A) The Indian Ocean embodies a vital space required for India’s defense against potential threats that may emerge in that region.

B) If India can control the sea lines of communication that cross the Bay of Bengal and the Andaman Sea and enter the Pacific Ocean through the Malacca Strait, then it can for sure have the upper hand and a better chance at dealing with its rival powers like China.

C) The area is not only prone to several non-state security threats that can hinder India’s interests and be an agonizing set of affairs, but it also requires a provision of regional nautical security provider, including dealing with piracy and smuggling, maritime terrorism, separatist movements and territorial disputes over offshore energy resources.

D) India wishes to extend its role further in Southeast Asia and the Pacific to balance and hopefully curb China’s growing influence and power.

Challenges faced by Indian Navy to be a Net security Provider?

Navy’s path to becoming a net security provider is filled with several challenges that range from conducting Maritime Military Operations (MMO), to protecting India’s vast coastline, to safeguarding Sea Lanes of Communications. The MMO requires the Indian Navy to attend to several issues such as piracy, smuggling, drug-trafficking, terrorism, proliferation of weapons of mass destruction, UN peace support operations and search and rescue operations, etc.

A) Indian Navy has the responsibility of safeguarding vast coastline, and this duty comes without any due authority as neither the Indian Navy nor the Coast Guard have any power to coordinate the activities of several agencies and departments working under 16 different ministries.

B) Indian Navy is facing problems with their blue water ambitions because of the lacking necessary defense-industrial base to support and ensure its smooth functioning. These requisites are generally imported from abroad and this impedes the Indian Navy’s maintenance and operational responsibilities and makes it difficult for it to pursue its Maritime Capability Perspective Plan (MCPP) and the Long Term Integrated Perspective Plan (LTIPP), which aims to have 200 warships by 2027.
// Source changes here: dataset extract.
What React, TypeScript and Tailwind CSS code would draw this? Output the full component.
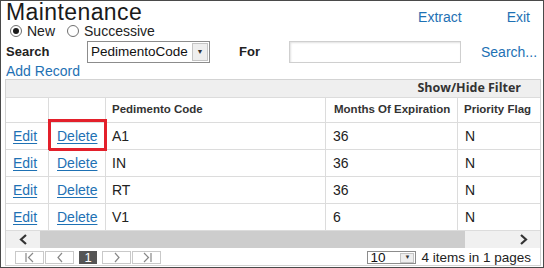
// Maintenance grid screen

const rows = [
  { code: 'A1', months: '36', flag: 'N' },
  { code: 'IN', months: '36', flag: 'N' },
  { code: 'RT', months: '36', flag: 'N' },
  { code: 'V1', months: '6', flag: 'N' },
];

function Radio({ checked }: { checked?: boolean }) {
  return (
    <span className="w-[12px] h-[12px] rounded-full border border-[#707070] bg-white flex items-center justify-center shrink-0">
      {checked && <span className="w-[6px] h-[6px] rounded-full bg-[#1a1a1a]" />}
    </span>
  );
}

function PagerButton({ children }: { children: React.ReactNode }) {
  return (
    <div className="w-[29px] h-[13px] border border-[#c9c9c9] bg-white flex items-center justify-center">
      {children}
    </div>
  );
}

export default function App() {
  return (
    <div className="w-[544px] h-[268px] border border-[#4a4a4a] bg-white overflow-hidden font-['Liberation_Sans',Arial,sans-serif] text-[#222]">
      {/* title + actions */}
      <div className="h-[22px] flex">
        <h1 className="pl-[5px] text-[23px] leading-[22px] tracking-[0.4px] text-[#1a1a1a]">Maintenance</h1>
        <div className="ml-auto flex pt-[8px] pr-[13px] text-[14px] leading-[16px] text-[#1e71b4]">
          <span>Extract</span>
          <span className="ml-[45px]">Exit</span>
        </div>
      </div>

      {/* mode radios */}
      <div className="h-[17px] flex items-start pl-[9px] text-[14px] leading-[16px]">
        <div className="flex items-center gap-[5px] h-[16px]">
          <Radio checked />
          <span>New</span>
        </div>
        <div className="flex items-center gap-[5px] h-[16px] ml-[12px]">
          <Radio />
          <span>Successive</span>
        </div>
      </div>

      {/* search */}
      <div className="h-[24px] flex items-center pl-[5px]">
        <span className="w-[81px] font-bold text-[13px]">Search</span>
        <div className="w-[123px] h-[22px] border border-[#8c8c8c] bg-white flex items-center">
          <span className="pl-[3px] text-[13.5px] leading-none text-[#111]">PedimentoCode</span>
          <div className="ml-auto mr-px w-[16px] h-[18px] bg-[#eeeeee] border border-[#c4c4c4] flex items-center justify-center text-[7px] text-[#333]">
            ▼
          </div>
        </div>
        <span className="ml-[29px] w-[50px] font-bold text-[13px]">For</span>
        <div className="w-[172px] h-[22px] border border-[#cfcfcf] bg-white shadow-[inset_1px_1px_2px_rgba(0,0,0,0.12)]" />
        <span className="ml-[20px] text-[14px] text-[#1e71b4]">Search...</span>
      </div>

      {/* add record */}
      <div className="h-[15px] pl-[5px] text-[14px] leading-[15px] text-[#1e71b4]">Add Record</div>

      {/* grid */}
      <div className="ml-[4px] w-[536px] border border-[#d3d3d3]">
        <div className="h-[18px] bg-[#efefef] border-b border-[#dcdcdc] flex items-center justify-end pr-[19px] font-['Open_Sans',sans-serif] font-bold text-[12.5px] text-[#333]">
          Show/Hide Filter
        </div>

        <div className="h-[25px] flex border-b border-[#dcdcdc] font-bold text-[11.5px] text-[#333]">
          <div className="w-[42px]" />
          <div className="w-[57px] border-l border-[#dcdcdc]" />
          <div className="w-[220px] border-l border-[#dcdcdc] pl-[6px] flex items-center">Pedimento Code</div>
          <div className="w-[132px] border-l border-[#dcdcdc] pl-[8px] flex items-center">Months Of Expiration</div>
          <div className="w-[83px] border-l border-[#dcdcdc] pl-[6px] flex items-center">Priority Flag</div>
        </div>

        {rows.map((r, i) => (
          <div key={r.code} className="h-[27px] flex border-b border-[#dcdcdc] text-[14px]">
            <div className="w-[42px] pl-[7px] flex items-center">
              <span className="text-[#1e71b4] underline underline-offset-2">Edit</span>
            </div>
            <div className="w-[57px] border-l border-[#dcdcdc] pl-[8px] flex items-center relative">
              <span className="text-[#1e71b4] underline underline-offset-2">Delete</span>
              {i === 0 && (
                <div className="absolute left-[-1px] right-[-2px] top-[-4px] bottom-[-2px] border-[3px] border-[#e3202b]" />
              )}
            </div>
            <div className="w-[220px] border-l border-[#dcdcdc] pl-[6px] flex items-center">{r.code}</div>
            <div className="w-[132px] border-l border-[#dcdcdc] pl-[7px] flex items-center">{r.months}</div>
            <div className="w-[83px] border-l border-[#dcdcdc] pl-[7px] flex items-center">{r.flag}</div>
          </div>
        ))}

        {/* horizontal scrollbar */}
        <div className="h-[17px] flex bg-[#f0f0f0]">
          <div className="w-[34px] flex items-center justify-center">
            <svg width="9" height="11" viewBox="0 0 9 11">
              <polyline points="7,1 2,5.5 7,10" fill="none" stroke="#333" strokeWidth="2.2" />
            </svg>
          </div>
          <div className="w-[425px] bg-[#cdcdcd]" />
          <div className="ml-auto w-[34px] flex items-center justify-center">
            <svg width="9" height="11" viewBox="0 0 9 11">
              <polyline points="2,1 7,5.5 2,10" fill="none" stroke="#333" strokeWidth="2.2" />
            </svg>
          </div>
        </div>

        {/* pager */}
        <div className="h-[17px] flex items-start pt-[3px] pl-[9px] pr-[9px]">
          <PagerButton>
            <svg width="12" height="11" viewBox="0 0 12 11">
              <line x1="2" y1="1" x2="2" y2="10" stroke="#888" strokeWidth="1.2" />
              <polyline points="9,1 4.5,5.5 9,10" fill="none" stroke="#888" strokeWidth="1.2" />
            </svg>
          </PagerButton>
          <div className="ml-px">
            <PagerButton>
              <svg width="8" height="11" viewBox="0 0 8 11">
                <polyline points="6,1 2,5.5 6,10" fill="none" stroke="#888" strokeWidth="1.2" />
              </svg>
            </PagerButton>
          </div>
          <div className="ml-[5px] w-[18px] h-[13px] bg-[#555] text-white text-[13px] leading-[13px] flex items-center justify-center">1</div>
          <div className="ml-[5px]">
            <PagerButton>
              <svg width="8" height="11" viewBox="0 0 8 11">
                <polyline points="2,1 6,5.5 2,10" fill="none" stroke="#888" strokeWidth="1.2" />
              </svg>
            </PagerButton>
          </div>
          <div className="ml-px">
            <PagerButton>
              <svg width="12" height="11" viewBox="0 0 12 11">
                <polyline points="3,1 7.5,5.5 3,10" fill="none" stroke="#888" strokeWidth="1.2" />
                <line x1="10" y1="1" x2="10" y2="10" stroke="#888" strokeWidth="1.2" />
              </svg>
            </PagerButton>
          </div>

          <div className="ml-auto flex items-center h-[13px]">
            <div className="w-[49px] h-[13px] border border-[#8c8c8c] bg-white flex items-center">
              <span className="pl-[2px] text-[13.5px] leading-none text-[#111]">10</span>
              <div className="ml-auto mr-px w-[14px] h-[10px] bg-[#eeeeee] border border-[#c4c4c4] flex items-center justify-center text-[6px] text-[#333]">
                ▼
              </div>
            </div>
            <span className="ml-[5px] text-[13.5px] leading-none text-[#222]">4 items in 1 pages</span>
          </div>
        </div>
      </div>
    </div>
  );
}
C) Since 2008, China’s People’s Liberation Army Navy (PLAN) has slowly encroached the Indian Ocean region under the pretense of anti-piracy operations in the Gulf of Aden, and stealthily but firmly established its footing and influence in the area. China is using the 21st century Maritime Silk Road for keeping the littoral states away from India. PLAN has spread like a plague all over the Indian Ocean region and established its bases in Bangladesh, Myanmar, Sri Lanka, Pakistan and the Maldives. Upon comparing, PLAN warships are far more stabilized and agile as compared to the Indian warships.

What is the Way Forward?

Indian Navy has a lot of mending to do, and its plate is overflowing with it. To be a vital authority figure in the Indo-Pacific, it should improve its operational and maintenance limitations and also focus on upgrading its military capacity. The way forward will only be determined and achieved if the paucity of trust amongst the nations is overcome and the level of coordination and collaboration amongst them is increased to enhance the robust maritime governance structures. A collective approach towards resources, resolving naval threats and challenges should also be put to action. The regional organizations can work towards promoting better cooperation through the operational exchange, information sharing, etc., which would only inculcate a sense of unity and team responsibility and ownership in the countries. Hence, it can be said that India has become one of the most dependable and good-natured friends to the regional maritime forces in its attempts to become a“net security provider” in the Indian Ocean. The concern of the hour is that India still has to put in a lot of efforts to tackle its Navy’s operational handicaps that pose a threat to its strategic priorities.